Only the number is wanted: how many lines contain the word "index"?

[start SUPPLIED MATERIAL]

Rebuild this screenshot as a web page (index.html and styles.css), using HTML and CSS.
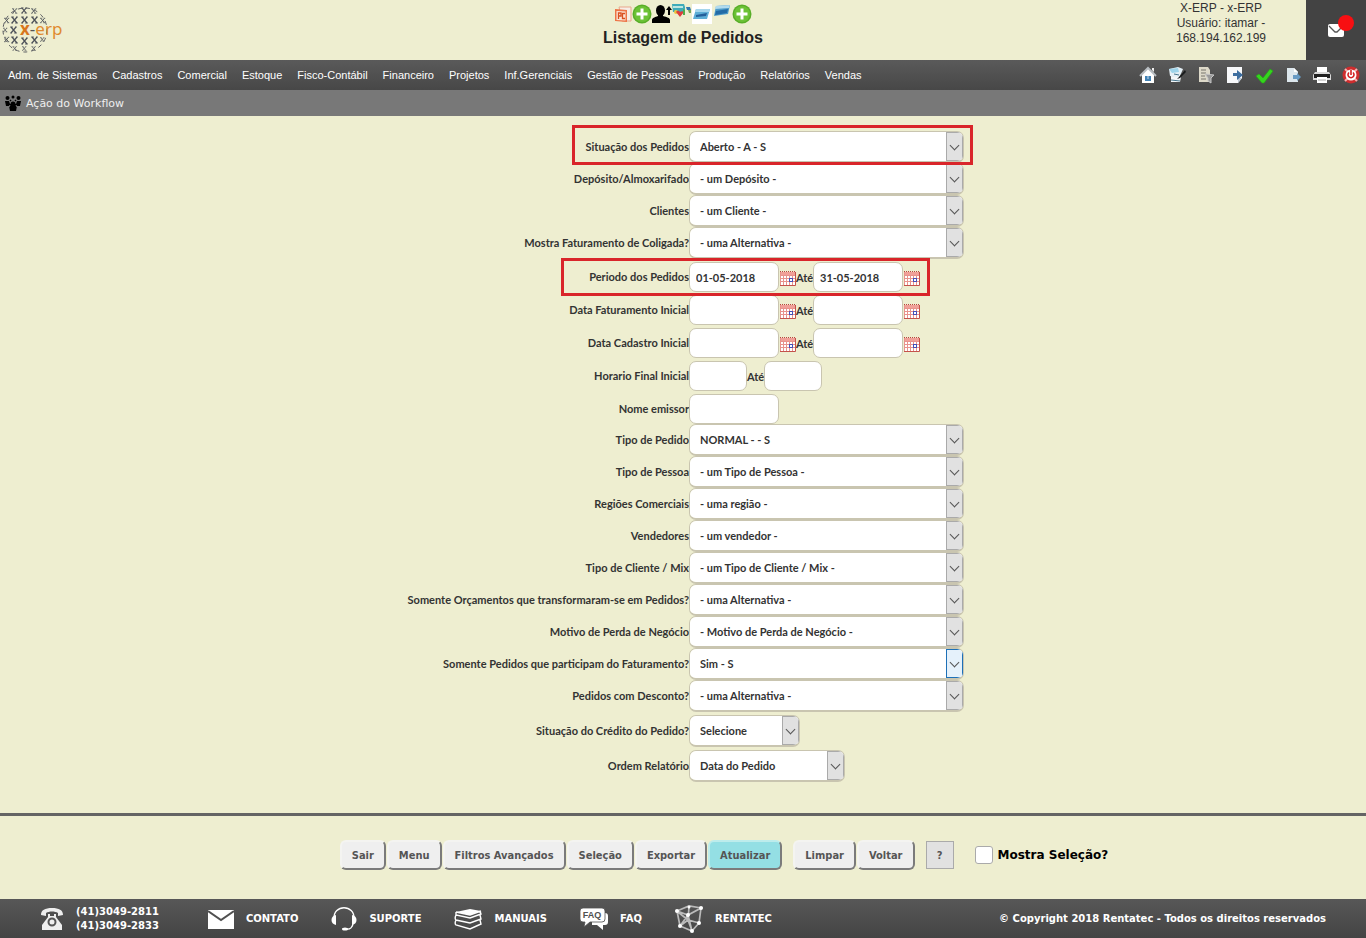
FILE: index.html
```html
<!DOCTYPE html>
<html lang="pt-BR">
<head>
<meta charset="utf-8">
<title>Listagem de Pedidos</title>
<link rel="stylesheet" href="styles.css">
</head>
<body>
<svg class="defs" aria-hidden="true">
  <symbol id="plus" viewBox="0 0 20 20"><circle cx="10" cy="10" r="9.5" fill="#58ae28"/><circle cx="10" cy="10" r="8" fill="#6cc236"/><path d="M10 4.5v11M4.5 10h11" stroke="#fff" stroke-width="3"/></symbol>
  <symbol id="cal" viewBox="0 0 17 17"><path d="M1 2h15v14H1z" fill="#fff"/><path d="M1 2h15v4H1z" fill="#f0a098"/><path d="M1 1.500h16" stroke="#b8463f" stroke-dasharray="1 1"/><path d="M1 5.500h15M1 8.500h15M1 11.500h15M1.500 2v14M4.500 5v11M7.500 5v11M10.500 5v11M13.500 5v11" stroke="#e8938c"/><path d="M1 15.500h15.500V2" fill="none" stroke="#c4524b"/><rect x="10.500" y="8.500" width="3" height="3" fill="#fff" stroke="#4450b8"/></symbol>
  <symbol id="xs" viewBox="0 0 8 8"><path d="M1 1l5 6M6 1L1 7" stroke="#4c5058" stroke-width="1.200"/><path d="M0 1h3M5 1h2M0 7h2M4 7h3" stroke="#4c5058" stroke-width=".8"/></symbol>
</svg>

<header class="top">
  <div class="brand">
    <svg width="64" height="54" viewBox="0 0 64 54" role="img" aria-label="x-erp">
      <g>
        <use href="#xs" x="12" y="8" width="6" height="6"/><use href="#xs" x="21" y="7" width="7" height="7"/><use href="#xs" x="31" y="8" width="6" height="6"/>
        <use href="#xs" x="4" y="17" width="6" height="7"/><use href="#xs" x="11" y="16" width="8" height="8"/><use href="#xs" x="21" y="16" width="8" height="8"/><use href="#xs" x="31" y="16" width="8" height="8"/><use href="#xs" x="40" y="17" width="6" height="7"/>
        <use href="#xs" x="3" y="26" width="5" height="8"/><use href="#xs" x="10" y="26" width="8" height="8"/>
        <use href="#xs" x="4" y="36" width="6" height="7"/><use href="#xs" x="11" y="36" width="8" height="8"/><use href="#xs" x="21" y="37" width="8" height="8"/><use href="#xs" x="31" y="36" width="8" height="8"/><use href="#xs" x="40" y="36" width="5" height="7"/>
        <use href="#xs" x="12" y="46" width="6" height="5"/><use href="#xs" x="21" y="46" width="7" height="5"/><use href="#xs" x="31" y="46" width="6" height="5"/>
        <circle cx="25" cy="30" r="22" fill="none" stroke="#5a5c60" stroke-dasharray="4 4"/>
      </g>
      <text class="logo-text" x="20" y="35"><tspan class="logo-x">x</tspan><tspan class="logo-dash">-</tspan>erp</text>
    </svg>
  </div>
  <div class="heading">
    <div class="heading-icons">
      <svg width="18" height="20" viewBox="0 0 18 20"><path d="M5 3h12v14H8z" fill="#f6eee6" stroke="#e9a78c"/><path d="M1 5l12 1v12l-12-1z" fill="#ed7446"/><path d="M2.500 7l9 .5v9l-9-.5z" fill="#fbe3d6"/><path d="M4.500 15V9H7v3H4.500M11 9.500H8.500v5H11" fill="none" stroke="#d9501f" stroke-width="1.300"/></svg>
      <svg width="20" height="20"><use href="#plus"/></svg>
      <svg width="20" height="20" viewBox="0 0 20 20"><ellipse cx="8.500" cy="6.500" rx="4.500" ry="5.500"/><path d="M0 19v-3c0-2 3-3 6-4V9h5v3c4 1 7 2 7 4v3zM17 2l-3 4h2v5h2V6h2z"/></svg>
      <svg width="20" height="20" viewBox="0 0 20 20"><path d="M0 0h12l1 3v5H1z" fill="#3eabb9"/><path d="M1 2h10v2H1z" fill="#bde5df"/><circle cx="4" cy="8" r="2" fill="#ecc640"/><path d="M4 8c2-2 3-1 4 0 1-1 3-1 4 0l-4 5z" fill="#dc3e3e"/><path d="M11 5l2 1v5h-2z" fill="#50ae4a"/><path d="M14 3h4l1 3h-4z" fill="#2e79af"/><path d="M16 6h3v3h-2z" fill="#77a65b"/></svg>
      <svg width="20" height="20" viewBox="0 0 20 20"><path d="M0 0h20v20H0z" fill="#fff"/><path d="M4 5h14l-3 10H1z" fill="#5eaed6"/><path d="M4 5h14l-1 3H3z" fill="#a5d6ec"/><path d="M4 11l11-2-1 3-10 1z" fill="#245f9a"/></svg>
      <svg width="20" height="20" viewBox="0 0 20 20"><path d="M4 2l14-1-2 9-14 2z" fill="#4c9bc9"/><path d="M4 2l14-1-1 3-14 1z" fill="#b1dbee"/><path d="M4 7l12-2-1 4-12 2z" fill="#236ba6"/></svg>
      <svg width="20" height="20"><use href="#plus"/></svg>
    </div>
    <h1>Listagem de Pedidos</h1>
  </div>
  <div class="user">X-ERP - x-ERP<br>Usuário: itamar -<br>168.194.162.199</div>
  <button class="mail" aria-label="Mensagens"><svg width="36" height="36" viewBox="0 0 36 36"><rect x="10" y="12" width="16" height="13" rx="2" fill="#fff"/><path d="M11 14l6 6h2l6-6" fill="none" stroke="#555" stroke-width="1.300"/><circle cx="28" cy="11" r="8" fill="#f80f12"/></svg></button>
</header>

<nav class="menu">
  <div class="links"><a href="#">Adm. de Sistemas</a><a href="#">Cadastros</a><a href="#">Comercial</a><a href="#">Estoque</a><a href="#">Fisco-Contábil</a><a href="#">Financeiro</a><a href="#">Projetos</a><a href="#">Inf.Gerenciais</a><a href="#">Gestão de Pessoas</a><a href="#">Produção</a><a href="#">Relatórios</a><a href="#">Vendas</a></div>
  <div class="tools">
    <button aria-label="Início"><svg viewBox="0 0 18 18"><path d="M3 8v9h12V8L9 2z" fill="#fff"/><path d="M1 10l8-8 8 8" fill="none" stroke="#b9bec3" stroke-width="2"/><path d="M13 2h2v4l-2-2z" fill="#eee"/><path d="M6 10h6v5H6z" fill="#4383b5"/><path d="M9 10v3" stroke="#cde"/></svg></button>
    <button aria-label="Editar"><svg viewBox="0 0 18 18"><path d="M1 3l9-2 5 2-4 9-9-2z" fill="#e4eff5"/><path d="M1 3l9-1 1 4-7 1z" fill="#9ed4ea"/><path d="M3 16h9l1-5-10-1z" fill="#f3f6f8"/><path d="M3 14l9 1M6 8l5 1" stroke="#49778e"/><path d="M17 4l-6 7-2 2 3-1 6-6z" fill="#191b1c"/></svg></button>
    <button aria-label="Relatório"><svg viewBox="0 0 18 18"><path d="M2 1h9l2 3v12H2z" fill="#ddd9c9"/><path d="M4 4h5M4 7h5M4 10h4M4 13h5" stroke="#77756c"/><path d="M8 8l9 1-3 3v5l-3-2v-3z" fill="#999" stroke="#c5c5c5"/></svg></button>
    <button aria-label="Exportar página"><svg viewBox="0 0 18 18"><path d="M1 1h15v11l-4 5H1z" fill="#f7f8fa"/><path d="M16 12l-4 5v-5z" fill="#bcc6d3"/><path d="M7 7h4V4l6 5-6 5v-4H7z" fill="#3d6d9f"/></svg></button>
    <button aria-label="Confirmar"><svg viewBox="0 0 18 18"><path d="M1 10l3-2 4 4 7-9 3 2-9 12H7z" fill="#35d51e" stroke="#20a911" stroke-width=".6"/></svg></button>
    <button aria-label="Documento"><svg viewBox="0 0 18 18"><path d="M3 2h7l4 4v10H3z" fill="#dce6ec"/><path d="M10 2v4h4z" fill="#fff"/><path d="M9 9h4V7l4 4-4 4v-2H9z" fill="#699bc4"/></svg></button>
    <button aria-label="Imprimir"><svg viewBox="0 0 18 18"><path d="M4 1h10v6H4z" fill="#fff"/><path d="M2 6h14l2 3v5H0V9z" fill="#d9d9d9"/><path d="M1 8h16v4H1z" fill="#202020"/><path d="M4 11h10v6H4z" fill="#fff"/><path d="M5 14h8" stroke="#aaa"/></svg></button>
    <button aria-label="Sair do sistema"><svg viewBox="0 0 18 18"><circle cx="9" cy="9" r="8.500" fill="#cf2d2e"/><path d="M3 3l3 3M15 3l-3 3M3 15l3-3M15 15l-3-3" stroke="#f5b0b0" stroke-width="2"/><circle cx="9" cy="9" r="5.500" fill="#fff"/><path d="M7 6.500a3 3 0 1 0 4 0M9 4v5" fill="none" stroke="#d42022" stroke-width="1.600"/></svg></button>
  </div>
</nav>
<div class="workflow"><svg width="16" height="16" viewBox="0 0 16 16"><circle cx="2.500" cy="3" r="2"/><circle cx="8" cy="2" r="1.500"/><circle cx="13.500" cy="3" r="2"/><path d="M0 6h4l1 3h6l1-3h4l-1 5h-3l-1 5H5l-1-5H1z"/><circle cx="8" cy="9" r="2.500"/><path d="M5 5l1 1M11 5l-1 1" stroke="#000" stroke-width="1.500"/><path d="M4 12l1-2M12 12l-1-2" stroke="#787878"/></svg><span>Ação do Workflow</span></div>

<main>
<form class="filters">
  <div class="row marked marked-first"><label for="f1">Situação dos Pedidos</label><div class="pick"><select id="f1"><option>Aberto - A - S</option></select></div></div>
  <div class="row"><label for="f2">Depósito/Almoxarifado</label><div class="pick"><select id="f2"><option>- um Depósito -</option></select></div></div>
  <div class="row"><label for="f3">Clientes</label><div class="pick"><select id="f3"><option>- um Cliente -</option></select></div></div>
  <div class="row"><label for="f4">Mostra Faturamento de Coligada?</label><div class="pick"><select id="f4"><option>- uma Alternativa -</option></select></div></div>
  <div class="row short marked marked-dates"><label for="d1">Periodo dos Pedidos</label><div class="fields"><input id="d1" type="text" value="01-05-2018"><button type="button" class="cal" aria-label="Calendário"><svg width="17" height="17"><use href="#cal"/></svg></button><label for="d2">Até</label><input id="d2" type="text" value="31-05-2018"><button type="button" class="cal" aria-label="Calendário"><svg width="17" height="17"><use href="#cal"/></svg></button></div></div>
  <div class="row short"><label for="d3">Data Faturamento Inicial</label><div class="fields"><input id="d3" type="text"><button type="button" class="cal" aria-label="Calendário"><svg width="17" height="17"><use href="#cal"/></svg></button><label for="d4">Até</label><input id="d4" type="text"><button type="button" class="cal" aria-label="Calendário"><svg width="17" height="17"><use href="#cal"/></svg></button></div></div>
  <div class="row short"><label for="d5">Data Cadastro Inicial</label><div class="fields"><input id="d5" type="text"><button type="button" class="cal" aria-label="Calendário"><svg width="17" height="17"><use href="#cal"/></svg></button><label for="d6">Até</label><input id="d6" type="text"><button type="button" class="cal" aria-label="Calendário"><svg width="17" height="17"><use href="#cal"/></svg></button></div></div>
  <div class="row short hours"><label for="h1">Horario Final Inicial</label><div class="fields"><input id="h1" type="text"><label for="h2">Até</label><input id="h2" type="text"></div></div>
  <div class="row short"><label for="n1">Nome emissor</label><div class="fields"><input id="n1" type="text"></div></div>
  <div class="row"><label for="f5">Tipo de Pedido</label><div class="pick"><select id="f5"><option>NORMAL - - S</option></select></div></div>
  <div class="row"><label for="f6">Tipo de Pessoa</label><div class="pick"><select id="f6"><option>- um Tipo de Pessoa -</option></select></div></div>
  <div class="row"><label for="f7">Regiões Comerciais</label><div class="pick"><select id="f7"><option>- uma região -</option></select></div></div>
  <div class="row"><label for="f8">Vendedores</label><div class="pick"><select id="f8"><option>- um vendedor -</option></select></div></div>
  <div class="row"><label for="f9">Tipo de Cliente / Mix</label><div class="pick"><select id="f9"><option>- um Tipo de Cliente / Mix -</option></select></div></div>
  <div class="row"><label for="f10">Somente Orçamentos que transformaram-se em Pedidos?</label><div class="pick"><select id="f10"><option>- uma Alternativa -</option></select></div></div>
  <div class="row"><label for="f11">Motivo de Perda de Negócio</label><div class="pick"><select id="f11"><option>- Motivo de Perda de Negócio -</option></select></div></div>
  <div class="row"><label for="f12">Somente Pedidos que participam do Faturamento?</label><div class="pick hot"><select id="f12"><option>Sim - S</option></select></div></div>
  <div class="row"><label for="f13">Pedidos com Desconto?</label><div class="pick"><select id="f13"><option>- uma Alternativa -</option></select></div></div>
  <div class="row spaced"><label for="f14">Situação do Crédito do Pedido?</label><div class="pick small"><select id="f14"><option>Selecione</option></select></div></div>
  <div class="row spaced"><label for="f15">Ordem Relatório</label><div class="pick medium"><select id="f15"><option>Data do Pedido</option></select></div></div>
</form>
<div class="actions">
  <div class="group"><button>Sair</button><button>Menu</button><button>Filtros Avançados</button><button>Seleção</button><button>Exportar</button><button class="primary">Atualizar</button></div>
  <div class="group"><button>Limpar</button><button>Voltar</button></div>
  <button class="help">?</button>
  <label class="check"><input type="checkbox">Mostra Seleção?</label>
</div>
</main>

<footer>
  <div class="contacts">
    <span class="phone"><svg width="24" height="24" viewBox="0 0 24 24"><path d="M1 8C1 3 5 1 12 1s11 2 11 7l-5 1V6c-3-2-9-2-12 0v3z" fill="#eee"/><path d="M8 7h2v2h4V7h2v3l6 8v5H2v-5l6-8z" fill="#eee"/><circle cx="12" cy="15" r="3.500" fill="none" stroke="#555" stroke-width="2"/></svg><span>(41)3049-2811<br>(41)3049-2833</span></span>
    <a href="#"><svg width="26" height="26" viewBox="0 0 26 26"><path d="M0 4h26v19H0z" fill="#fff"/><path d="M0 5l13 9 13-9" fill="none" stroke="#505050" stroke-width="2"/></svg>CONTATO</a>
    <a href="#"><svg width="26" height="26" viewBox="0 0 26 26"><path d="M3 13C2-2 24-2 23 13M22 17c0 4-3 7-7 6" fill="none" stroke="#fff" stroke-width="1.300"/><path d="M5 9v10c-6-1-6-9 0-10zM21 9v10c6-1 6-9 0-10z" fill="#fff"/><ellipse cx="14" cy="23" rx="3" ry="1.500" fill="#fff"/></svg>SUPORTE</a>
    <a href="#"><svg width="28" height="26" viewBox="0 0 28 26"><path d="M2 6l14-3 11 2-11 4z" fill="#fff"/><path d="M2 6v3l14 3 11-4-1-3M2 9c-1 2-1 4 0 5l14 3 11-4-1-4M2 14c-1 2-1 4 0 5l14 4 11-5-1-4M2 6l14 3 11-4" fill="none" stroke="#fff" stroke-width="1.400"/></svg>MANUAIS</a>
    <a href="#"><svg width="28" height="26" viewBox="0 0 28 26"><path d="M25 7q3 0 3 3v6q0 3-3 3h-2v5l-6-5h-5v-3h10q3 0 3-3z" fill="#fff"/><path d="M3 2h19q3 0 3 3v8q0 3-3 3H10l-6 5 1-5H3q-3 0-3-3V5q0-3 3-3z" fill="#fff" stroke="#505050" stroke-width=".8"/><text class="faq-text" x="12" y="12">FAQ</text></svg>FAQ</a>
    <a href="#"><svg width="28" height="28" viewBox="0 0 28 28"><path d="M2 6l11 4 13-7-12-2zM2 6l3 15 12 5-4-16M17 26l7-8 2-15M5 21l8-6 11 3M13 15l1-13M5 21l8-11M17 26l-4-11M3 7l10 8" fill="none" stroke="#bbb" stroke-width="1.700"/><g fill="#fff"><circle cx="2" cy="6" r="2"/><circle cx="13" cy="10" r="2"/><circle cx="26" cy="3" r="2"/><circle cx="14" cy="2" r="1.500"/><circle cx="5" cy="21" r="2"/><circle cx="17" cy="26" r="2"/><circle cx="24" cy="18" r="2"/></g></svg>RENTATEC</a>
  </div>
  <div class="copyright">© Copyright 2018 Rentatec - Todos os direitos reservados</div>
</footer>
</body>
</html>
```
FILE: styles.css
```css
*, *::before, *::after { box-sizing: border-box; }
body {
  margin: 0;
  min-height: 100vh;
  display: flex;
  flex-direction: column;
  background: #eeeed0;
  color: #333;
  font-family: "Liberation Sans", Arial, sans-serif;
}
svg { display: block; flex: none; }
button { margin: 0; padding: 0; border: 0; background: none; font: inherit; color: inherit; cursor: pointer; }
a { color: inherit; text-decoration: none; }
.defs { width: 0; height: 0; position: absolute; }

.top { display: grid; grid-template-columns: 1fr auto 1fr auto; min-height: 60px; }
.brand { display: flex; }
.logo-text { font: 17px "Noto Sans", sans-serif; fill: #e08a2e; }
.logo-x { font-weight: 700; fill: #d8761c; }
.logo-dash { fill: #555; }
.heading { margin-left: 60px; text-align: center; }
.heading-icons { display: flex; justify-content: center; padding-top: 4px; }
h1 { margin: 5px 0 0; font-size: 16px; line-height: 18px; color: #222; }
.user { justify-self: end; width: 170px; padding-top: 1px; font-size: 12px; line-height: 15px; text-align: center; }
.mail { width: 60px; display: flex; align-items: center; justify-content: center; background: #434343; }

.menu { display: flex; justify-content: space-between; align-items: center; min-height: 30px; padding: 0 6px 0 8px; background: linear-gradient(#5a5a5a, #474747); color: #fff; font-size: 11px; }
.links { display: flex; gap: 15px; }
.tools { display: flex; gap: 11px; }
.tools svg { width: 18px; height: 18px; }
.workflow { display: flex; align-items: center; gap: 5px; height: 26px; padding-left: 5px; background: #787878; color: #eee; font: 11px "DejaVu Sans", Verdana, sans-serif; }

main { flex: 1; }
.filters { padding: 15px 0 31px; border-bottom: 3px solid #646464; font: bold 11px Lato, Calibri, sans-serif; }
.row { position: relative; display: grid; grid-template-columns: calc(50% + 6px) 1fr; align-items: center; min-height: 32px; }
.row > label { padding-bottom: 2px; text-align: right; }
.short { min-height: 33px; padding-top: 3px; }
.spaced { margin-top: 3px; }
.marked::after { content: ""; position: absolute; z-index: 2; border: 3px solid #d9252a; pointer-events: none; }
.marked-first::after { left: calc(50% - 111px); top: -6px; width: 401px; height: 40px; }
.marked-dates::after { left: calc(50% - 122px); top: -1px; width: 369px; height: 38px; }
.pick { position: relative; width: 275px; height: 32px; border: 1px solid #c9c5b0; border-bottom-width: 2px; border-radius: 7px; background: #fff; overflow: hidden; }
.small { width: 111px; }
.medium { width: 156px; }
.pick select { display: block; width: 100%; height: 100%; padding: 0 20px 0 10px; border: 0; appearance: none; background: #fff; font: inherit; color: #333; }
.pick::after { content: ""; position: absolute; right: 0; top: 0; width: 17px; height: 100%; border: 1px solid #aaa; background: #e1e1e1; pointer-events: none; }
.pick::before { content: ""; position: absolute; z-index: 1; right: 5px; top: 10px; width: 7px; height: 7px; border: solid #555; border-width: 0 1px 1px 0; transform: rotate(45deg); pointer-events: none; }
.hot::after { border-color: #1d70b7; background: #e5f1fb; }
.fields { display: flex; align-items: center; }
.fields input { width: 90px; height: 30px; padding: 0 6px; border: 1px solid #c9c5b0; border-radius: 7px; background: #fff; font: inherit; color: #333; }
.cal { padding-top: 3px; }
.fields label { width: 17px; display: flex; justify-content: center; }
.hours .fields input { width: 58px; }

.actions { display: flex; align-items: center; justify-content: center; gap: 11px; padding: 24px 0 29px; margin-left: 82px; font: bold 11px "DejaVu Sans Condensed", "DejaVu Sans", Tahoma, sans-serif; color: #555; }
.group { display: flex; gap: 1px; }
.group button { height: 30px; padding: 0 10px; border: 2px solid; border-color: #f4f4f1 #7b7b7b #7b7b7b #f4f4f1; border-radius: 6px; background: #efefef; }
.group .primary { background: #94dfe4; border-color: #bdecec #7b7b7b #7b7b7b #bdecec; }
.help { width: 28px; height: 28px; border: 1px solid #aaa; background: #e1e1e1; }
.group + .help { flex: none; }
.check { display: flex; align-items: center; gap: 5px; margin-left: 10px; color: #000; font: bold 12px "DejaVu Sans", Verdana, sans-serif; }
.check input { width: 18px; height: 18px; margin: 0; appearance: none; border: 1px solid #aaa; border-radius: 3px; background: #fff; }

footer { display: flex; align-items: center; justify-content: space-between; min-height: 39px; padding: 0 40px; background: linear-gradient(#575757, #444); color: #fff; font: bold 10px "DejaVu Sans", Verdana, sans-serif; }
.contacts { display: flex; align-items: center; gap: 33px; }
.contacts a, .phone { display: flex; align-items: center; gap: 12px; }
.phone { line-height: 14px; margin-right: 16px; }
.faq-text { font: bold 9px "Liberation Sans", sans-serif; fill: #505050; text-anchor: middle; }
```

[end SUPPLIED MATERIAL]

# WRITTEN RESPONSE:
4